Ils développèrent également des encres adaptées, à partir d’éléments novateurs qui permettaient leur fluidité, leur maintien et leur adhérence dans les conditions de l’espace. L’encre reste à l’état de gel dans la capsule pressurisée jusqu’à ce que le frottement de la bille la rende moins visqueuse et lui permette de s’écouler. De plus, le gaz inerte de la cartouche empêche le contact entre l’encre et l’oxygène de l’air, évitant ainsi qu’elle s’oxyde ou qu’elle sèche.
Après de nombreux essais, la NASA a fini par adopter le « Space Pen » dans ses programmes spatiaux à partir de 1967 et en 1968 elle en acheta 400 unités personnalisées, exclusivement pour le programme Apollo.
En 1969, même l’Union Soviétique cessa d’utiliser ses crayons gras sur des ardoises plastiques et acheta à Fisher Pen Company 100 stylos et 1 000 cartouches d’encre pour les missions Soyouz (avec la même remise que la NASA pour les grands achats !).
Curieuse anecdote, l’utilisation du Space Pen ne se limita pas uniquement à l’écriture. Une de ses utilisations, assez différente, a pour sûr changé le cours de l’histoire : la scène se déroule au cours de la mission Apollo 11 (où, pour la première fois, un homme a marché sur la Lune) ; le module avait déjà aluni et les astronautes Neil Armstrong et Buzz Collins accomplissaient les tâches qui leur étaient assignées. Lors d’une de ses sorties, Aldrin vit un étrange artefact dans la poussière de lune. Il l’identifia tout de suite comme le bouton du module lunaire qui devait déclencher la procédure préalable au décollage pour rejoindre Collins qui les attendait en orbite autour de la Lune. Effectivement, il ne restait qu’un trou à la place du bouton sur le module et il était donc inutilisable. Il était évident qu’il avait été cassé par inadvertance au moment de la montée ou de la descente du module et qu’ils ne l’avaient pas remarqué à cause de leurs volumineuses combinaisons spatiales. Les astronautes se retrouvèrent donc en situation critique, car sans l’interrupteur ils ne pourraient pas rejoindre le module en orbite, et ils mourraient à la surface de la Lune lorsque leurs réserves d’oxygène seraient épuisées. Le désespoir et le sentiment de catastrophe étaient tels que le cabinet du président Nixon avait préparé un discours annonçant la mort des astronautes et l’échec de la mission Apollo. Mais la créativité s’exprime en cas de crise… Alors que la procédure du compte à rebours de décollage allait démarrer, Aldrin parvint à insérer son Space Pen dans le trou de l’interrupteur et réussit à l’actionner à temps, assurant ainsi la sécurité et la continuité de la mission.

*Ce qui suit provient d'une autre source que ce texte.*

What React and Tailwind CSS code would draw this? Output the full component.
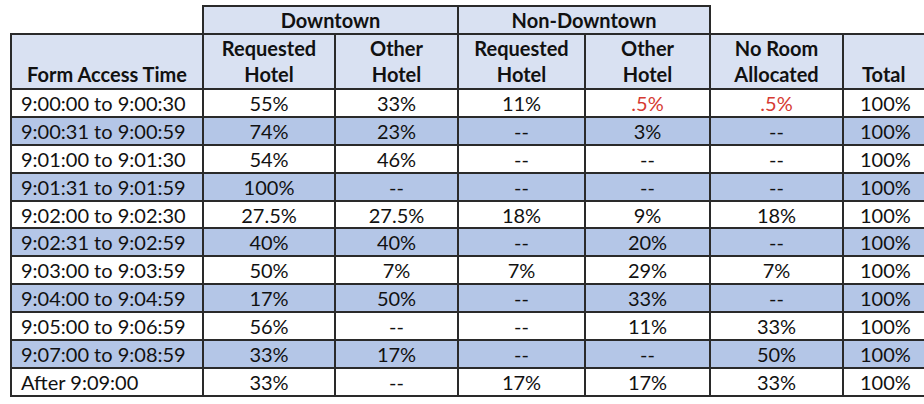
const rows = [
  ['9:00:00 to 9:00:30', '55%', '33%', '11%', '.5%', '.5%', '100%'],
  ['9:00:31 to 9:00:59', '74%', '23%', '--', '3%', '--', '100%'],
  ['9:01:00 to 9:01:30', '54%', '46%', '--', '--', '--', '100%'],
  ['9:01:31 to 9:01:59', '100%', '--', '--', '--', '--', '100%'],
  ['9:02:00 to 9:02:30', '27.5%', '27.5%', '18%', '9%', '18%', '100%'],
  ['9:02:31 to 9:02:59', '40%', '40%', '--', '20%', '--', '100%'],
  ['9:03:00 to 9:03:59', '50%', '7%', '7%', '29%', '7%', '100%'],
  ['9:04:00 to 9:04:59', '17%', '50%', '--', '33%', '--', '100%'],
  ['9:05:00 to 9:06:59', '56%', '--', '--', '11%', '33%', '100%'],
  ['9:07:00 to 9:08:59', '33%', '17%', '--', '--', '50%', '100%'],
  ['After 9:09:00', '33%', '--', '17%', '17%', '33%', '100%'],
];

const cell = 'border-2 border-[#2a2a2a]';

export default function App() {
  return (
    <div className="w-[924px] h-[404px] overflow-hidden bg-white pl-[10px] pt-[5px] font-['Lato',sans-serif] text-[#111] text-[20px]">
      <table className="border-collapse table-fixed w-[1002px]">
        <colgroup>
          <col className="w-[192px]" />
          <col className="w-[132px]" />
          <col className="w-[123px]" />
          <col className="w-[127px]" />
          <col className="w-[125px]" />
          <col className="w-[133px]" />
          <col className="w-[170px]" />
        </colgroup>
        <thead className="font-bold">
          <tr className="h-[28px]">
            <th />
            <th colSpan={2} className={`${cell} bg-[#d9e1f2] leading-[24px]`}>Downtown</th>
            <th colSpan={2} className={`${cell} bg-[#d9e1f2] leading-[24px]`}>Non-Downtown</th>
            <th colSpan={2} />
          </tr>
          <tr className="h-[55px] leading-[26px]">
            <th className={`${cell} bg-[#d9e1f2] align-bottom pb-[1px] text-center`}>Form Access Time</th>
            <th className={`${cell} bg-[#d9e1f2] align-bottom pb-[1px]`}>Requested<br />Hotel</th>
            <th className={`${cell} bg-[#d9e1f2] align-bottom pb-[1px]`}>Other<br />Hotel</th>
            <th className={`${cell} bg-[#d9e1f2] align-bottom pb-[1px]`}>Requested<br />Hotel</th>
            <th className={`${cell} bg-[#d9e1f2] align-bottom pb-[1px]`}>Other<br />Hotel</th>
            <th className={`${cell} bg-[#d9e1f2] align-bottom pb-[1px]`}>No Room<br />Allocated</th>
            <th className={`${cell} bg-[#d9e1f2] align-bottom pb-[1px] text-left pl-[18px]`}>Total</th>
          </tr>
        </thead>
        <tbody>
          {rows.map((r, i) => (
            <tr key={r[0]} className={`h-[27.9px] leading-[24px] ${i % 2 ? 'bg-[#b4c6e7]' : 'bg-white'}`}>
              <td className={`${cell} pl-[9px]`}>{r[0]}</td>
              {r.slice(1, 6).map((v, j) => (
                <td key={j} className={`${cell} text-center ${v === '.5%' ? 'text-[#d63a32]' : ''}`}>{v}</td>
              ))}
              <td className={`${cell} text-left pl-[16px]`}>{r[6]}</td>
            </tr>
          ))}
        </tbody>
      </table>
    </div>
  );
}
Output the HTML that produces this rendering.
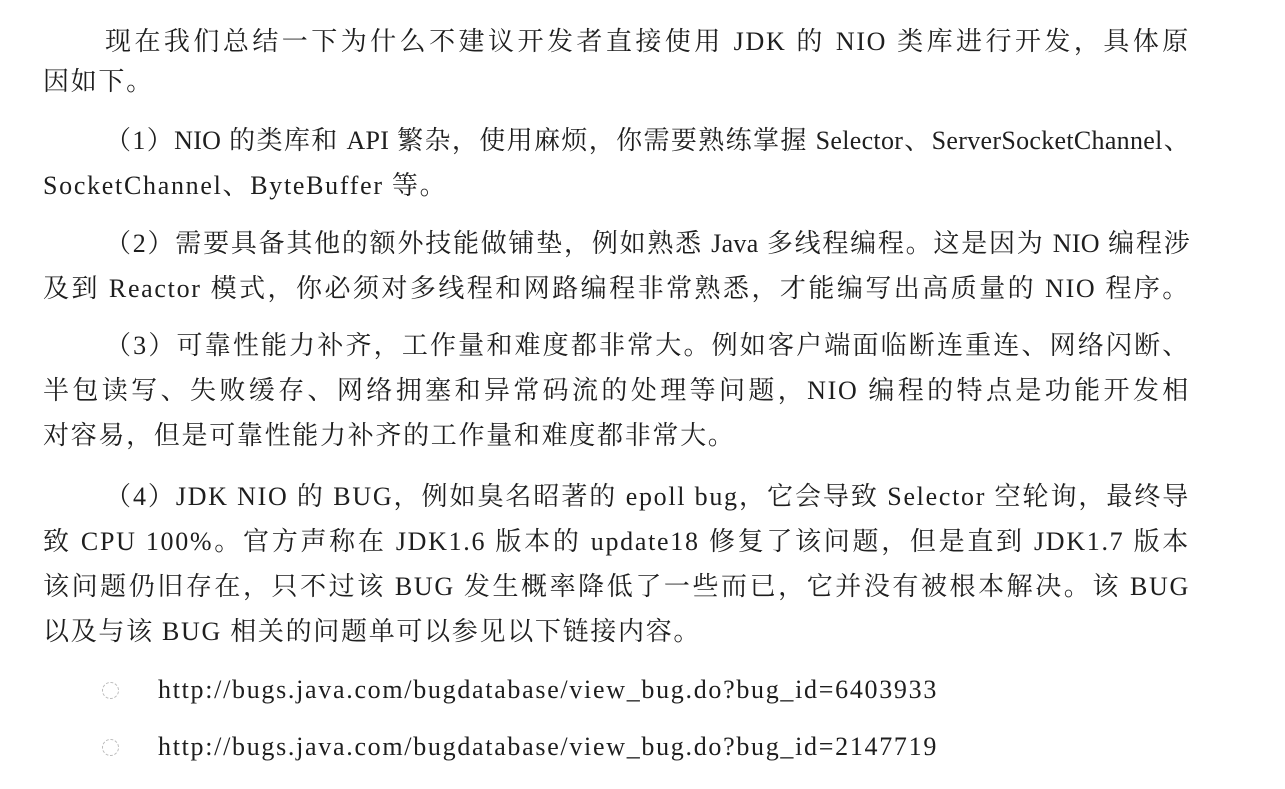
<!DOCTYPE html>
<html><head><meta charset="utf-8"><style>
body{margin:0;background:#fff;width:1285px;height:789px;overflow:hidden;position:relative;}
.l{position:absolute;left:43px;width:1147px;height:44px;line-height:44px;font-size:26px;letter-spacing:1.7px;color:#1e1e1e;
font-family:"Liberation Serif","Noto Serif CJK SC",serif;white-space:nowrap;text-align:justify;text-align-last:justify;}
.i{left:105px;width:1085px;}
.n{text-align-last:left;}
.t{letter-spacing:0.3px;}
.b{position:absolute;left:102px;width:15px;height:15px;border:1.5px dashed #bbb;border-radius:50%;}
</style></head><body>
<div class="l i" style="top:20px">现在我们总结一下为什么不建议开发者直接使用 JDK 的 NIO 类库进行开发，具体原</div>
<div class="l n" style="top:60px">因如下。</div>
<div class="l i t" style="top:119px">（1）NIO 的类库和 API 繁杂，使用麻烦，你需要熟练掌握 Selector、ServerSocketChannel、</div>
<div class="l n" style="top:164px">SocketChannel、ByteBuffer 等。</div>
<div class="l i t" style="top:222px">（2）需要具备其他的额外技能做铺垫，例如熟悉 Java 多线程编程。这是因为 NIO 编程涉</div>
<div class="l" style="top:267px">及到 Reactor 模式，你必须对多线程和网路编程非常熟悉，才能编写出高质量的 NIO 程序。</div>
<div class="l i" style="top:324px">（3）可靠性能力补齐，工作量和难度都非常大。例如客户端面临断连重连、网络闪断、</div>
<div class="l" style="top:369px">半包读写、失败缓存、网络拥塞和异常码流的处理等问题，NIO 编程的特点是功能开发相</div>
<div class="l n" style="top:414px">对容易，但是可靠性能力补齐的工作量和难度都非常大。</div>
<div class="l i" style="top:475px">（4）JDK NIO 的 BUG，例如臭名昭著的 epoll bug，它会导致 Selector 空轮询，最终导</div>
<div class="l" style="top:520px">致 CPU 100%。官方声称在 JDK1.6 版本的 update18 修复了该问题，但是直到 JDK1.7 版本</div>
<div class="l" style="top:565px">该问题仍旧存在，只不过该 BUG 发生概率降低了一些而已，它并没有被根本解决。该 BUG</div>
<div class="l n" style="top:610px">以及与该 BUG 相关的问题单可以参见以下链接内容。</div>
<div class="b" style="top:682px"></div>
<div class="l n" style="top:668px;left:158px">http://bugs.java.com/bugdatabase/view_bug.do?bug_id=6403933</div>
<div class="b" style="top:739px"></div>
<div class="l n" style="top:725px;left:158px">http://bugs.java.com/bugdatabase/view_bug.do?bug_id=2147719</div>
</body></html>
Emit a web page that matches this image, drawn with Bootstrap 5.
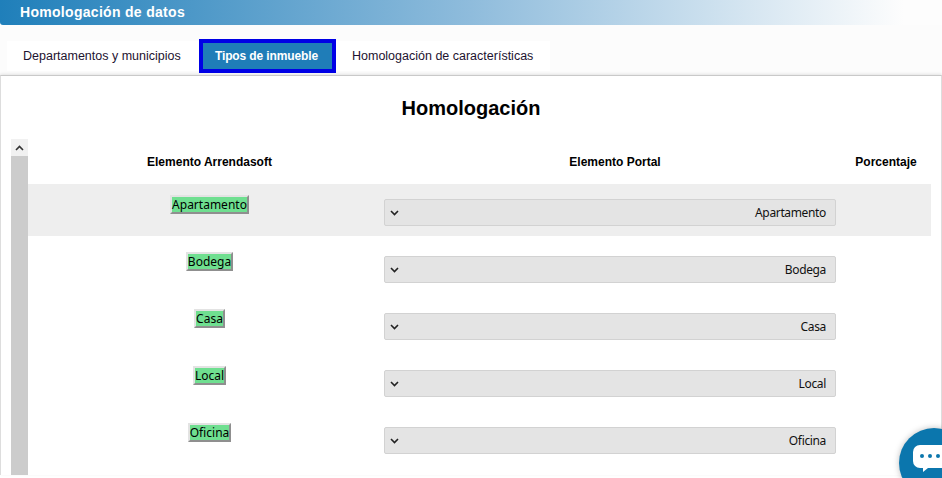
<!DOCTYPE html>
<html lang="es">
<head>
<meta charset="utf-8">
<title>Homologación de datos</title>
<link href="https://cdn.jsdelivr.net/npm/bootstrap@5.3.0/dist/css/bootstrap.min.css" rel="stylesheet">
<style>
html,body{height:478px;overflow:hidden;background:#fff;font-family:"Liberation Sans",Arial,sans-serif;color:#000}
.hd-bar{height:25px;background:linear-gradient(90deg,#1f7fba 0,#8fbcdc 50%,#fdfdfd 96%);border-bottom-left-radius:3px;color:#fff;font-weight:700;font-size:14px;line-height:24px;padding-left:20px;letter-spacing:.3px}
.tab-row{height:50px;padding:13px 0 0 7px;align-items:flex-start;background:#fcfcfc}
.tab-strip{background:#fff;height:30px;margin-top:3px;align-items:center;width:543px;position:relative}
.tab-item{font-size:12.5px;color:#1d1330;padding:0 16px;white-space:nowrap}
.tab-on{background:#1f7db8;color:#fff;font-weight:700;font-size:12px;letter-spacing:-.12px;border:4px solid #0000e6;height:34px;line-height:26px;width:137px;padding:0 2px 0 0;text-align:center;margin:0}
.tab-first{width:192px;padding-left:16px}
.tab-last{padding-left:16px}
.pane{background:#fff;border-top:1px solid #c9c9c9;border-left:1px solid #ddd;border-right:1px solid #ddd;height:400px;box-shadow:0 -1px 3px rgba(0,0,0,.1)}
.pane-title{font-size:20px;font-weight:700;text-align:center;height:63px;padding-top:20px;line-height:24px}
.scroll-wrap{padding-left:10px;padding-right:10px}
.fake-sb{width:17px;background:#ccc;flex:none;height:336px}
.fake-sb-btn{height:17px;background:#f1f1f1;display:flex;align-items:center;justify-content:center}
.grid-h{height:45px;align-items:center;font-size:12px;font-weight:700;text-align:center;padding-top:1px}
.c-a{width:362px;flex:none;padding-left:1px}
.c-b{width:450px;flex:none}
.c-c{flex:1;padding-left:1px}
.g-row{height:52px;margin-bottom:5px}
.g-row.alt{background:#eee}
.tag-cell{padding-top:11px;display:flex;justify-content:center;align-items:flex-start}
.tag-btn{background:#6fdf90;border:2px solid;border-color:#e3e3e3 #8f8f8f #8f8f8f #e3e3e3;font-family:"Noto Sans",sans-serif;font-size:12px;line-height:15px;height:19px;padding:0;color:#000}
.sel-cell{padding-top:15px}
.sel-box{margin-left:-6px;width:452px;height:27px;background:#e4e4e4;border:1px solid #d2d2d2;border-radius:2px;display:flex;align-items:center;justify-content:space-between;padding:0 9px 0 5px;font-family:"Noto Sans",sans-serif;font-size:12px;letter-spacing:-.35px;color:#111}
.chat-ball{position:fixed;left:899px;top:428px;width:70px;height:70px;border-radius:50%;background:#0b76ad;box-shadow:0 0 6px rgba(0,0,0,.25);padding:17px 0 0 14px}
</style>
</head>
<body>
<div class="hd-bar">Homologación de datos</div>
<div class="tab-row d-flex">
  <div class="tab-strip d-flex">
    <div class="tab-item tab-first">Departamentos y municipios</div>
    <div class="tab-item tab-on">Tipos de inmueble</div>
    <div class="tab-item tab-last">Homologación de características</div>
  </div>
</div>
<div class="pane">
  <div class="pane-title">Homologación</div>
  <div class="scroll-wrap d-flex">
    <div class="fake-sb">
      <div class="fake-sb-btn"><svg width="9" height="6" viewBox="0 0 9 6"><path d="M1 5l3.5-3.5L8 5" fill="none" stroke="#333" stroke-width="1.6"/></svg></div>
    </div>
    <div class="flex-grow-1">
      <div class="grid-h d-flex">
        <div class="c-a">Elemento Arrendasoft</div>
        <div class="c-b">Elemento Portal</div>
        <div class="c-c">Porcentaje</div>
      </div>
      <div class="g-row alt d-flex">
        <div class="c-a tag-cell"><span class="tag-btn">Apartamento</span></div>
        <div class="c-b sel-cell"><div class="sel-box"><svg width="9" height="6" viewBox="0 0 9 6"><path d="M1 1l3.5 3.5L8 1" fill="none" stroke="#222" stroke-width="1.6"/></svg><span>Apartamento</span></div></div>
      </div>
      <div class="g-row d-flex">
        <div class="c-a tag-cell"><span class="tag-btn">Bodega</span></div>
        <div class="c-b sel-cell"><div class="sel-box"><svg width="9" height="6" viewBox="0 0 9 6"><path d="M1 1l3.5 3.5L8 1" fill="none" stroke="#222" stroke-width="1.6"/></svg><span>Bodega</span></div></div>
      </div>
      <div class="g-row d-flex">
        <div class="c-a tag-cell"><span class="tag-btn">Casa</span></div>
        <div class="c-b sel-cell"><div class="sel-box"><svg width="9" height="6" viewBox="0 0 9 6"><path d="M1 1l3.5 3.5L8 1" fill="none" stroke="#222" stroke-width="1.6"/></svg><span>Casa</span></div></div>
      </div>
      <div class="g-row d-flex">
        <div class="c-a tag-cell"><span class="tag-btn">Local</span></div>
        <div class="c-b sel-cell"><div class="sel-box"><svg width="9" height="6" viewBox="0 0 9 6"><path d="M1 1l3.5 3.5L8 1" fill="none" stroke="#222" stroke-width="1.6"/></svg><span>Local</span></div></div>
      </div>
      <div class="g-row d-flex">
        <div class="c-a tag-cell"><span class="tag-btn">Oficina</span></div>
        <div class="c-b sel-cell"><div class="sel-box"><svg width="9" height="6" viewBox="0 0 9 6"><path d="M1 1l3.5 3.5L8 1" fill="none" stroke="#222" stroke-width="1.6"/></svg><span>Oficina</span></div></div>
      </div>
    </div>
  </div>
</div>
<div class="chat-ball"><svg width="43" height="27" viewBox="0 0 43 27" class="d-block"><path d="M7 0h30a7 7 0 0 1 7 7v9a7 7 0 0 1-7 7H15l-5 4 0-4H7a7 7 0 0 1-7-7V7a7 7 0 0 1 7-7z" fill="#fff"/><circle cx="9" cy="11" r="2" fill="#0b76ad"/><circle cx="17" cy="11" r="2" fill="#0b76ad"/><circle cx="25" cy="11" r="2" fill="#0b76ad"/></svg></div>
</body>
</html>
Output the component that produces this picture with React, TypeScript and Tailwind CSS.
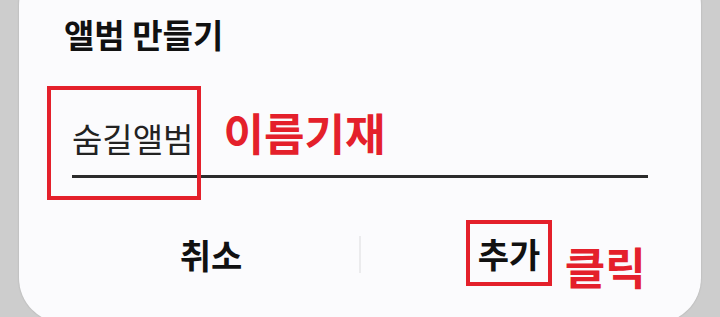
import React from "react";

const font = { fontFamily: '"Noto Sans CJK KR", "Noto Sans", sans-serif' };

export default function App() {
  return (
    <div
      className="w-[720px] h-[317px] overflow-hidden bg-[#cdcdcd] px-[19px]"
      style={font}
    >
      <div className="-mt-[40px] h-[363px] rounded-[45px] bg-[#fbfbfd] pt-[58px] shadow-[0_0_2px_rgba(0,0,0,0.18)] flex flex-col">
        {/* title */}
        <h2 className="pl-[45px] text-[33px] leading-none font-bold text-[#111]">
          앨범 만들기
        </h2>

        {/* name input */}
        <div className="relative mx-[53px] mt-[71px]">
          <div className="flex items-start">
            <span className="text-[33px] leading-none text-[#222]">숨길앨범</span>
            <span className="ml-[30px] -mt-[12px] text-[44px] leading-none font-bold text-[#e4202b]">
              이름기재
            </span>
          </div>
          <div className="mt-[20px] h-[3px] bg-[#2b2b2b]" />
          <div className="absolute -left-[25px] -top-[36px] w-[154px] h-[114px] border-[4px] border-[#e4202b]" />
        </div>

        {/* buttons */}
        <div className="mt-[58px] flex items-center px-[44px]">
          <div className="flex-1 flex justify-center">
            <button className="text-[34px] leading-none font-bold text-[#111]">취소</button>
          </div>
          <div className="w-[2px] h-[37px] bg-[#ebebed]" />
          <div className="flex-1 flex justify-center">
            <div className="relative">
              <button className="text-[34px] leading-none font-bold text-[#111]">추가</button>
              <div className="absolute -left-[12px] -top-[17px] w-[86px] h-[66px] border-[4px] border-[#e4202b]" />
              <span className="absolute left-[87px] top-[7px] whitespace-nowrap text-[44px] leading-none font-bold text-[#e4202b]">
                클릭
              </span>
            </div>
          </div>
        </div>
      </div>
    </div>
  );
}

Beaucoup de temps s’est écoulé depuis leur première utilisation et de nombreux modèles de Space Pen différents ont vu le jour et ont été utilisés par les astronautes américains ou les cosmonautes russes. Parmi ces modèles, on retrouve des gammes de produits exclusifs comme les Shuttle Pen (pour les membres des missions effectuées dans la navette spatiale américaine) et les Mir Pen (pour ceux de la station spatiale russe).
Aujourd’hui tout le monde a accès à cette technologie spatiale et peut acheter un Space Pen, un stylo personnalisable à des prix très abordables, disponible dans de nombreuses boutiques en ligne.